How many candidates should a party run in STV?

  • Ireland (pdf): Fianna Fáil and Fine Gael usually runs half the district magnitude (2-3), but sometimes either runs 1 in less popular districts. Sinn Féin usually runs 1, and 2 for popular districts. Other parties usually run just one candidate. Note that Sinn Féin ran too few candidates in the 2020 election; they would have won more seats if they ran more.
  • Australia: The ballot allows voters to rank candidates as usual, but also to vote for a pre-determined rank endorsed by a party. Nevertheless, Australia has a two-party system as the lower house does not have proportional representation, so the two main parties runs all or nearly all of the district's available seats, while other parties run only a handful of candidates.
  • Malta has a two-party system despite having STV, because the district magnitudes are too small, resulting in a ridiculously high effective electoral threshold that only the two main parties can cross. Anyway, the two main parties fill the ballots with way more candidates than in the entire house.
  • Scotland: SNP usually runs 2 seats and the rest runs 1. Sometimes Labour runs 2, eg in Glasgow and Fife. See also Aberdeen, Highlands (SNP running 1 candidate in some wards in Highlands)
    • Orkney and Shetland: Only the Green party ran candidates, the rest were independents

Current STV implementation bypasses this by forcing you to specify each individual candidate. In practice, it will be very tedious, hopefully teaching you how important this problem is. The plots will only show how successful a single candidate is, not the party they represent. In the WebUI, the solution is to group candidates in a coalitions. For party-list methods, this would be useful to analyze whether a governing coalition has a majority. For STV, this would be essential to analyzing how many seats a party has overall.

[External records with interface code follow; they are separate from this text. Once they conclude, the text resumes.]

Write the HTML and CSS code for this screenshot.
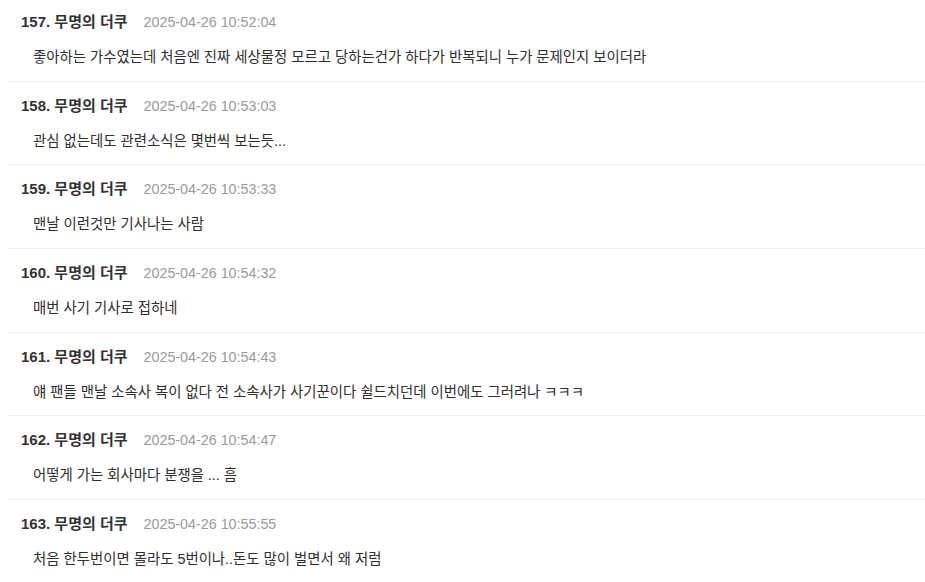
FILE: index.html
```html
<!DOCTYPE html>
<html lang="ko">
<head>
<meta charset="utf-8">
<link rel="stylesheet" href="styles.css">
</head>
<body>
<div class="list">
  <div class="item">
    <div class="head"><span class="name">157. 무명의 더쿠</span><span class="date">2025-04-26 10:52:04</span></div>
    <div class="body">좋아하는 가수였는데 처음엔 진짜 세상물정 모르고 당하는건가 하다가 반복되니 누가 문제인지 보이더라</div>
  </div>
  <div class="item">
    <div class="head"><span class="name">158. 무명의 더쿠</span><span class="date">2025-04-26 10:53:03</span></div>
    <div class="body">관심 없는데도 관련소식은 몇번씩 보는듯...</div>
  </div>
  <div class="item">
    <div class="head"><span class="name">159. 무명의 더쿠</span><span class="date">2025-04-26 10:53:33</span></div>
    <div class="body">맨날 이런것만 기사나는 사람</div>
  </div>
  <div class="item">
    <div class="head"><span class="name">160. 무명의 더쿠</span><span class="date">2025-04-26 10:54:32</span></div>
    <div class="body">매번 사기 기사로 접하네</div>
  </div>
  <div class="item">
    <div class="head"><span class="name">161. 무명의 더쿠</span><span class="date">2025-04-26 10:54:43</span></div>
    <div class="body">얘 팬들 맨날 소속사 복이 없다 전 소속사가 사기꾼이다 쉴드치던데 이번에도 그러려나 ㅋㅋㅋ</div>
  </div>
  <div class="item">
    <div class="head"><span class="name">162. 무명의 더쿠</span><span class="date">2025-04-26 10:54:47</span></div>
    <div class="body">어떻게 가는 회사마다 분쟁을 ... 흠</div>
  </div>
  <div class="item">
    <div class="head"><span class="name">163. 무명의 더쿠</span><span class="date">2025-04-26 10:55:55</span></div>
    <div class="body">처음 한두번이면 몰라도 5번이나..돈도 많이 벌면서 왜 저럼</div>
  </div>
</div>
</body>
</html>
```

FILE: styles.css
```css
html, body {
  margin: 0;
  padding: 0;
  background: #ffffff;
  overflow: hidden;
}
body {
  font-family: "Liberation Sans", "Noto Sans CJK KR", sans-serif;
  color: #333333;
}
.list {
  margin: -1.83px 0 0 8px;
}
.item {
  padding: 13.83px 0 13.84px 13px;
  border-bottom: 1px solid #efefef;
}
.head {
  display: flex;
  align-items: baseline;
  gap: 16px;
  height: 20px;
  line-height: 20px;
}
.name {
  font-size: 15px;
  font-weight: bold;
  color: #333333;
}
.date {
  font-size: 14.3px;
  color: #9a9a9a;
}
.body {
  margin-top: 15px;
  padding-left: 12px;
  height: 20px;
  line-height: 20px;
  font-size: 14.4px;
  color: #2e2e2e;
}
```
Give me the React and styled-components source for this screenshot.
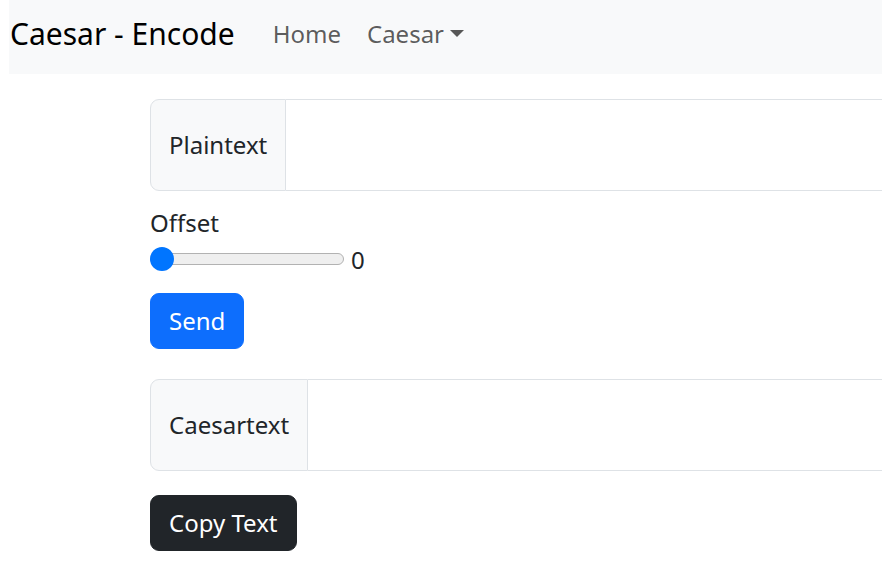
import React, { useState } from "react";
import styled, { createGlobalStyle } from "styled-components";

const GlobalStyle = createGlobalStyle`
  body {
    margin: 0;
    background: #fff;
    color: #212529;
    font-family: "Noto Sans", "Open Sans", sans-serif;
    font-size: 24px;
    line-height: 1.5;
    overflow: hidden;
  }
  * { box-sizing: border-box; }
`;

const Page = styled.div`
  padding-left: 9px;
  width: 900px;
`;

const Navbar = styled.nav`
  display: flex;
  align-items: center;
  height: 74px;
  background: #f8f9fa;
  padding: 0 1px 7px;
`;

const Brand = styled.a`
  font-size: 30px;
  line-height: 1;
  color: #000;
  margin-right: 25px;
`;

const NavLink = styled.a`
  color: rgba(0, 0, 0, 0.65);
  padding: 0 13px;
  display: flex;
  align-items: center;
  font-size: 24px;
`;

const Caret = styled.span`
  display: inline-block;
  margin-left: 6px;
  border-top: 7px solid currentColor;
  border-left: 7px solid transparent;
  border-right: 7px solid transparent;
`;

const Main = styled.main`
  padding: 25px 0 0 141px;
  display: flex;
  flex-direction: column;
  align-items: flex-start;
`;

const InputGroup = styled.div`
  display: flex;
  width: 760px;
  height: 92px;
  margin-bottom: ${(p) => p.$mb}px;
`;

const GroupText = styled.span`
  display: flex;
  align-items: center;
  padding: 9px 18px;
  background: #f8f9fa;
  border: 1px solid #dee2e6;
  border-radius: 9px 0 0 9px;
  white-space: nowrap;
`;

const TextArea = styled.textarea`
  flex: 1;
  border: 1px solid #dee2e6;
  border-left: none;
  border-radius: 0 9px 9px 0;
  resize: none;
  font: inherit;
  padding: 9px 18px;
  outline: none;
`;

const Label = styled.label`
  display: block;
  line-height: 36px;
`;

const SliderRow = styled.div`
  display: flex;
  align-items: center;
  gap: 7px;
  height: 36px;
  margin-bottom: 16px;
`;

const Range = styled.input`
  -webkit-appearance: none;
  appearance: none;
  width: 194px;
  height: 24px;
  margin: 0;
  background: transparent;

  &::-webkit-slider-runnable-track {
    height: 12px;
    background: #efefef;
    border: 1px solid #b2b2b2;
    border-radius: 6px;
  }
  &::-webkit-slider-thumb {
    -webkit-appearance: none;
    width: 24px;
    height: 24px;
    margin-top: -7px;
    margin-left: -1px;
    border-radius: 50%;
    background: #0075ff;
    border: none;
  }
`;

const Value = styled.span`
  line-height: 36px;
  padding-top: 2px;
`;

const Button = styled.button`
  font: inherit;
  color: #fff;
  background: ${(p) => (p.$dark ? "#212529" : "#0d6efd")};
  border: 1px solid ${(p) => (p.$dark ? "#212529" : "#0d6efd")};
  border-radius: 9px;
  padding: 9px 18px;
  line-height: 36px;
  height: 56px;
  margin-bottom: ${(p) => p.$mb || 0}px;
  cursor: pointer;
`;

export default function App() {
  const [offset, setOffset] = useState(0);
  return (
    <Page>
      <GlobalStyle />
      <Navbar>
        <Brand>Caesar - Encode</Brand>
        <NavLink>Home</NavLink>
        <NavLink>
          Caesar
          <Caret />
        </NavLink>
      </Navbar>
      <Main>
        <InputGroup $mb={14}>
          <GroupText>Plaintext</GroupText>
          <TextArea rows={2} />
        </InputGroup>
        <Label>Offset</Label>
        <SliderRow>
          <Range
            type="range"
            min={0}
            max={25}
            value={offset}
            onChange={(e) => setOffset(e.target.value)}
          />
          <Value>{offset}</Value>
        </SliderRow>
        <Button $mb={30}>Send</Button>
        <InputGroup $mb={24}>
          <GroupText>Caesartext</GroupText>
          <TextArea rows={2} />
        </InputGroup>
        <Button $dark>Copy Text</Button>
      </Main>
    </Page>
  );
}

Currently the coalition feature works for the WebUI. For local plotting with python, the coalition feature is only available for STV

Further extensions

Panachage is when voters can vote for multiple candidates, across party lists if possible. The exact number of votes depends, but a common one is the value of the district magnitude. The votes are tallied according to normal PR list rules and candidates are elected according to the number of votes they won. Due to panachage there will be more votes than voters.